Currency War? Why Countries Are Rushing to Devalue

The global race to the bottom in currencies may be less a war than it is an inevitable reaction to the growth of developing countries and the need for export-driven economies to stay competitive.

That's the view of experts who, while not wholly subscribing to the idea of a currency war, believe weakness in the US dollar, Chinese yuan and other major global currencies represents what could be the early days of a trade battletriggered by the strength of emerging markets.

While countries have different reasons for devaluing their currencies, one of the common threads is a desire to keep up with the cost of goods from other export-driven nations in the global marketplace.

This battle goes well beyond trade, however. A weaker dollar has pushed up commodity prices worldwide, with gold and other precious metals hitting record highs. Stocks and bonds also have been vulnerable to fluctuations in foreign-exchange markets.

The latest effort at devaluation came from Japan on Tuesday when its central bank nudged its target interest rate to zero, which the US stock market took as provocation for the Federal Reserve to embark on another easing round of its own.

"I don't think we're in a fully fledged competitive devaluation environment at the moment," said Shaun Osborne, chief currency strategist at TD Securities in Toronto. "Certainly there is the desire against the backdrop of a very uncertain global growth outlook to get any advantage that particularly the exporting countries of the world have."

Traders continue to push the US dollar lower, sending the dollar index, as measured against a basket of foreign currencies, to its lowest intraday level since Jan. 19 in Wednesday trading.

The euro was last this high against the dollar on Feb. 3.

At the same time, European Union countries have stepped up pressure against China to allow its currency to rise, reflecting a long-standing global belief that the nation was taking an unfair trade advantage through its weak currency.

Taken in sum, the various currency moves reflect an indication that as the world economy begins to recover, trade tensions are likely to resume as well.

"The level of global cooperation that had seemed quite strong at the height of the financial crisis appears to have slipped back quite sharply," Osborne said. "Certainly it's an escalation in the trade war if not the currency war."

Treasury Secretary Timothy Geithner, in a speech delivered Wednesday to the Brookings Institution think tank, called for a "multilateral mechanism" to level the currency trading field, and even harkened back to the Bretton Woods agreement in 1944 that established the since-abandoned gold standard.

"It is unfair to countries that were already running more flexible regimes and let their currencies appreciate," Geithner said. "And it requires a cooperative approach to solve, because emerging economies individually will be less likely to move, unless they are confident other countries would move with them."

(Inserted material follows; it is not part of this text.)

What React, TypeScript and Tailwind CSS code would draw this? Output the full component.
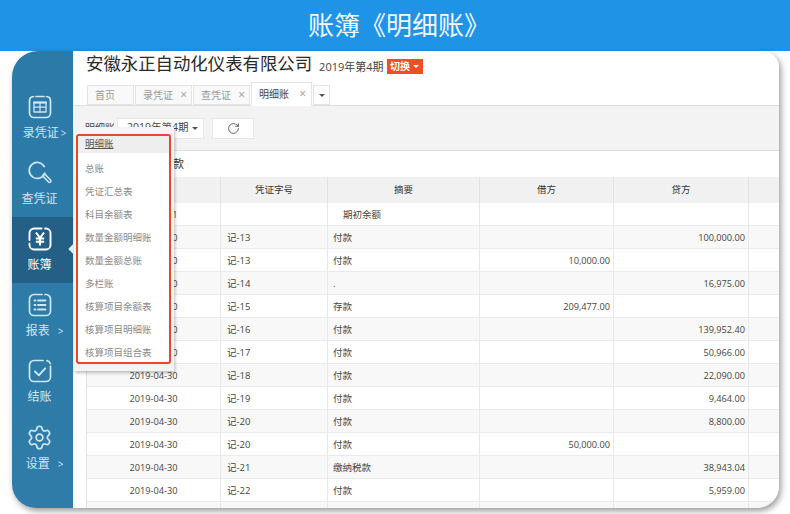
import { RotateCw, Settings } from 'lucide-react';

const cjk = "[font-family:'Open_Sans','Noto_Sans_CJK_SC',sans-serif]";

type Row = { date: string; no: string; note: string; debit?: string; credit?: string };

const rows: Row[] = [
    { date: '2019-04-01', no: '', note: '期初余额' },
    { date: '2019-04-30', no: '记-13', note: '付款', credit: '100,000.00' },
    { date: '2019-04-30', no: '记-13', note: '付款', debit: '10,000.00' },
    { date: '2019-04-30', no: '记-14', note: '.', credit: '16,975.00' },
    { date: '2019-04-30', no: '记-15', note: '存款', debit: '209,477.00' },
    { date: '2019-04-30', no: '记-16', note: '付款', credit: '139,952.40' },
    { date: '2019-04-30', no: '记-17', note: '付款', credit: '50,966.00' },
    { date: '2019-04-30', no: '记-18', note: '付款', credit: '22,090.00' },
    { date: '2019-04-30', no: '记-19', note: '付款', credit: '9,464.00' },
    { date: '2019-04-30', no: '记-20', note: '付款', credit: '8,800.00' },
    { date: '2019-04-30', no: '记-20', note: '付款', debit: '50,000.00' },
    { date: '2019-04-30', no: '记-21', note: '缴纳税款', credit: '38,943.04' },
    { date: '2019-04-30', no: '记-22', note: '付款', credit: '5,959.00' },
    { date: '', no: '', note: '' },
];

const menuItems = ['明细账', '总账', '凭证汇总表', '科目余额表', '数量金额明细账', '数量金额总账', '多栏账', '核算项目余额表', '核算项目明细账', '核算项目组合表'];

const iconProps = {
    width: 26,
    height: 26,
    viewBox: '0 0 26 26',
    fill: 'none',
    stroke: '#cfe6f3',
    strokeWidth: 1.7,
    strokeLinecap: 'round' as const,
    strokeLinejoin: 'round' as const,
};

function VoucherIcon() {
    return (
        <svg {...iconProps}>
            <path d="M6.5 2.500a4.500 4.500 0 0 0-4 4.500v12a4.500 4.500 0 0 0 4.500 4.500h12a4.500 4.500 0 0 0 4.500-4.500V7a4.500 4.500 0 0 0-4-4.500" />
            <path d="M9 2.500h8" />
            <path d="M7 8.500h12v9.500H7z" strokeWidth={1.300} />
            <path d="M7 8.500h12" strokeWidth={2.200} />
            <path d="M7 13.200h12M13 9v9" strokeWidth={1.200} />
        </svg>
    );
}

function SearchIcon() {
    return (
        <svg {...iconProps}>
            <path d="M17.200 6.500a8 8 0 1 0 .6 6.500" />
            <path d="M15.500 15.700l2-2 6 6.300a1.400 1.400 0 0 1-2 2z" strokeWidth={1.600} />
        </svg>
    );
}

function YenIcon() {
    return (
        <svg {...iconProps} stroke="#ffffff" strokeWidth={1.900}>
            <path d="M14.500 2.500H7A4.500 4.500 0 0 0 2.500 7v7M2.500 17.500V19A4.500 4.500 0 0 0 7 23.500h12a4.500 4.500 0 0 0 4.500-4.500V7A4.500 4.500 0 0 0 19 2.500h-1" />
            <path d="M9 6.500l4 5.500 4-5.500M8.800 12.500h8.400M8.800 15.700h8.400M13 12v7.500" strokeWidth={2.100} strokeLinecap="butt" />
        </svg>
    );
}

function ReportIcon() {
    return (
        <svg {...iconProps}>
            <path d="M15 2.500H7A4.500 4.500 0 0 0 2.500 7v12A4.500 4.500 0 0 0 7 23.500h12a4.500 4.500 0 0 0 4.500-4.500V7A4.500 4.500 0 0 0 19 2.500h-1" />
            <path d="M7.500 8.500h1M7.500 13h1M7.500 17.500h1M11 8.500h7.500M11 13h7.500M11 17.500h7.500" strokeWidth={1.800} />
        </svg>
    );
}

function CloseIcon() {
    return (
        <svg {...iconProps}>
            <path d="M16 2.500H7A4.500 4.500 0 0 0 2.500 7v12A4.500 4.500 0 0 0 7 23.500h12a4.500 4.500 0 0 0 4.500-4.500V8" />
            <path d="M20 2.700a4.500 4.500 0 0 1 3.300 2.800" />
            <path d="M8 13.500l3.800 3.800 6.400-7" strokeWidth={1.900} />
        </svg>
    );
}

function SideItem({ icon, label, arrow, active }: { icon: React.ReactNode; label: string; arrow?: string; active?: boolean }) {
    return (
        <div className={`relative h-[66px] flex flex-col items-center pt-[9px] pr-[6px] ${active ? 'bg-[#245f86]' : ''}`}>
            {icon}
            <div className={`mt-[5px] text-[12px] leading-[16px] whitespace-nowrap ${active ? 'text-white' : 'text-[#d3e5ef]'} ${arrow ? 'pl-[10px]' : ''}`}>
                {label}
                {arrow && <span className={`text-[10px] ${arrow === 'near' ? 'ml-[2px]' : 'ml-[8px]'}`}>&gt;</span>}
            </div>
            {active && <div className="absolute right-[-5px] top-[28px] w-[8px] h-[8px] rotate-45 bg-[#e0f4fb]"></div>}
        </div>
    );
}

function Tab({ label, closable, active }: { label: string; closable?: boolean; active?: boolean }) {
    return (
        <div className={`flex items-center justify-between border border-[#e4e4e4] text-[10px] ${active ? 'w-[61px] h-[24px] -mb-px pl-[7px] pr-[5px] bg-white text-[#444] border-b-white' : 'w-[57px] h-[20px] pl-[7px] pr-[4px] bg-[#f9f9f9] text-[#999]'}`}>
            <span>{label}</span>
            {closable && <span className="text-[12px] text-[#999]">×</span>}
        </div>
    );
}

export default function App() {
    return (
        <div className={`w-[790px] h-[514px] bg-white overflow-hidden ${cjk}`}>
            <div className="h-[51px] bg-[#1f93e6] flex items-center justify-center pl-[8px] text-[26px] text-[#f2f9ff]">
                账簿《明细账》
            </div>
            <div className="ml-[12px] w-[767px] h-[457px] relative rounded-bl-[24px] rounded-br-[22px] rounded-tl-[26px] rounded-tr-[16px] shadow-[2px_3px_6px_rgba(0,0,0,0.4)] bg-white">
                <div className="flex h-full rounded-[inherit] overflow-hidden">
                    <div className="w-[61px] shrink-0 bg-gradient-to-b from-[#2c7aa7] to-[#2f7ca9] pt-[34px] border-r border-[#eef3f6] box-content">
                        <SideItem icon={<VoucherIcon />} label="录凭证" arrow="near" />
                        <SideItem icon={<SearchIcon />} label="查凭证" />
                        <SideItem icon={<YenIcon />} label="账簿" active />
                        <SideItem icon={<ReportIcon />} label="报表" arrow="far" />
                        <SideItem icon={<CloseIcon />} label="结账" />
                        <SideItem icon={<Settings size={27} strokeWidth={1.500} color="#cfe6f3" />} label="设置" arrow="far" />
                    </div>

                    <div className="flex-1 min-w-0 flex flex-col">
                        <div className="h-[29px] shrink-0 flex items-center pl-[12px] pt-[1px]">
                            <span className="mb-[6px] text-[17.400px] text-[#2a2a2a] whitespace-nowrap">安徽永正自动化仪表有限公司</span>
                            <span className="ml-[7px] mt-[3px] text-[11px] text-[#444]">2019年第4期</span>
                            <span className="ml-[3px] mt-[1px] w-[36px] h-[15px] bg-[#f04e23] text-white text-[10px] leading-[15px] flex items-center justify-center gap-[3px] font-bold">
                                切换
                                <span className="w-0 h-0 border-x-[3px] border-t-[3px] border-x-transparent border-t-white"></span>
                            </span>
                        </div>
                        <div className="h-[26px] shrink-0 flex items-end gap-[1px] pl-[13px] border-b border-[#dedede]">
                            <div className="w-[47px] h-[20px] border border-[#e4e4e4] bg-[#f9f9f9] text-[10px] text-[#999] flex items-center pl-[7px]">首页</div>
                            <Tab label="录凭证" closable />
                            <Tab label="查凭证" closable />
                            <Tab label="明细账" closable active />
                            <div className="w-[17px] h-[20px] border border-[#e4e4e4] flex items-center justify-center">
                                <span className="w-0 h-0 border-x-[3px] border-t-[3px] border-x-transparent border-t-[#555]"></span>
                            </div>
                        </div>
                        <div className="h-[45px] shrink-0 bg-[#f3f3f4] border-b border-[#dedede] flex items-center pl-[11px] text-[10px] text-[#444]">
                            <span className="w-[32px]">明细账</span>
                            <div className="w-[87px] h-[21px] bg-white border border-[#e6e6e6] flex items-center justify-between pl-[9px] pr-[5px]">
                                <span className="text-[10.500px]">2019年第4期</span>
                                <span className="w-0 h-0 border-x-[3.500px] border-t-[3.500px] border-x-transparent border-t-[#555]"></span>
                            </div>
                            <div className="ml-[8px] w-[42px] h-[21px] bg-white border border-[#e6e6e6] flex items-center justify-center">
                                <RotateCw size={13} strokeWidth={1.500} color="#444" />
                            </div>
                        </div>
                        <div className="h-[26px] shrink-0 flex items-center justify-end w-[110px] text-[11px] text-[#333]">银行存款</div>

                        <div className="flex-1 min-h-0 ml-[12px] border-l border-[#e4e4e4] text-[9.500px] text-[#444]">
                            <div className="h-[26px] grid grid-cols-[134px_107px_152px_134px_135px_1fr] items-stretch bg-[#f1f1f2] text-center text-[#333]">
                                <div className="border-r border-[#e2e2e2]"></div>
                                <div className="border-r border-[#e2e2e2] flex items-center justify-center pt-[1px]">凭证字号</div>
                                <div className="border-r border-[#e2e2e2] flex items-center justify-center pt-[1px]">摘要</div>
                                <div className="border-r border-[#e2e2e2] flex items-center justify-center pt-[1px]">借方</div>
                                <div className="border-r border-[#e2e2e2] flex items-center justify-center pt-[1px]">贷方</div>
                                <div></div>
                            </div>
                            {rows.map((row, i) => (
                                <div key={i} className={`h-[23px] grid grid-cols-[134px_107px_152px_134px_135px_1fr] border-b border-[#ebebeb] ${i % 2 === 1 ? 'bg-[#f8f8f8]' : 'bg-white'}`}>
                                    <div className="border-r border-[#e8e8e8] flex items-center justify-center pt-[2px] text-[9.200px]">{row.date}</div>
                                    <div className="border-r border-[#e8e8e8] flex items-center pl-[6px] pt-[2px]">{row.no}</div>
                                    <div className={`border-r border-[#e8e8e8] flex items-center pt-[2px] ${i === 0 ? 'pl-[15px]' : 'pl-[5px]'}`}>{row.note}</div>
                                    <div className="border-r border-[#e8e8e8] flex items-center justify-end pr-[3px] pt-[2px] text-[9.200px]">{row.debit}</div>
                                    <div className="border-r border-[#e8e8e8] flex items-center justify-end pr-[3px] pt-[2px] text-[9.200px]">{row.credit}</div>
                                    <div></div>
                                </div>
                            ))}
                        </div>
                    </div>
                </div>

                <div className="absolute left-[62px] top-[76px] w-[100px] h-[244px] bg-[#f4f4f4] shadow-[1px_2px_3px_rgba(0,0,0,0.25)] pt-[7px] pl-[2px]">
                    <div className="w-[95px] h-[230px] bg-white border-2 border-[#e8472a] rounded-[3px] overflow-hidden">
                        {menuItems.map((item, i) => (
                            <div key={item} className={`flex items-center pl-[7px] text-[9.500px] whitespace-nowrap ${i === 0 ? 'h-[17px] mb-[5px] bg-[#eeeeee] text-[#555] underline' : 'h-[23px] text-[#8a8a8a]'}`}>
                                {item}
                            </div>
                        ))}
                    </div>
                </div>
            </div>
        </div>
    );
}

Indeed, the battle appears to be most pitched not between some of the old economic stalwarts but rather between developed and emerging markets.

Emerging markets such as the BRICs—Brazil, Russia, India and China—are seeing strong economic growth and in fact are able and even desirous of keeping strong currencies in the interest of controlling growth. It is where those imbalances are not being addressed that is causing much of the friction.

"The real key is the progress the developed world makes against the emerging world in promoting flexible exchange rates and the pricing of exchange rates vis a vis the emerging world currencies," says James Paulsen, chief market strategist at Wells Capital Management in Minneapolis. "That won't happen overnight. To the extent that it moves in that direction, that's a huge positive for Western economies."

Paulsen is less troubled by the currency jockeying, maintaining that the dollar index usually drops at this time of year. The index was near the current level in 2009 and 2007, but was about 5 percent higher in 2008.

The Fed, he and Osborne say, is largely powerless to change monetary policy now that it has cut rates to near zero, despite the jawboning over a second phase of quantitative easing expected to begin in November. Changes, they say, will come in the global marketplace.

"The developed world as a whole will engage in a chronic slow and steady devaluation against the emerging world currencies," Paulsen said. "The emerging world is in a different growth profile with different growth characteristics. They can afford a slow and steady increase in their currencies. It won't be US vs. China, it will be developed vs. emerging."

At the same time, the effort to promote growth through currency devaluation continues to have its critics.

"Our Treasury, Fed and administration still don't understand that you can't print jobs, and devaluing your currency doesn't boost exports or balance the trade deficit," Michael Pento, senior economist at Euro Pacific Capital in New York, said in an e-mail. "All it does is send everything priced in dollars up, while creating huge imbalances in the economy."

Pento called the US "the chief currency manipulator" and said the current conflicts are less a currency war than "a skirmish between the U.S., Japan and China. But it may become WW III if Geithner doesn't close his mouth."

Osborne, too, says the rhetoric against China is much like the US complaints against Japan in previous decades and reflects political posturing ahead of the November midterm elections as much as anything.

"I don't think there's anything necessarily new here except the characters have changed to a degree and the focus of US companies has changed," he said. "But essentially they are the same problems we've had in the last couple of decades in the global economy."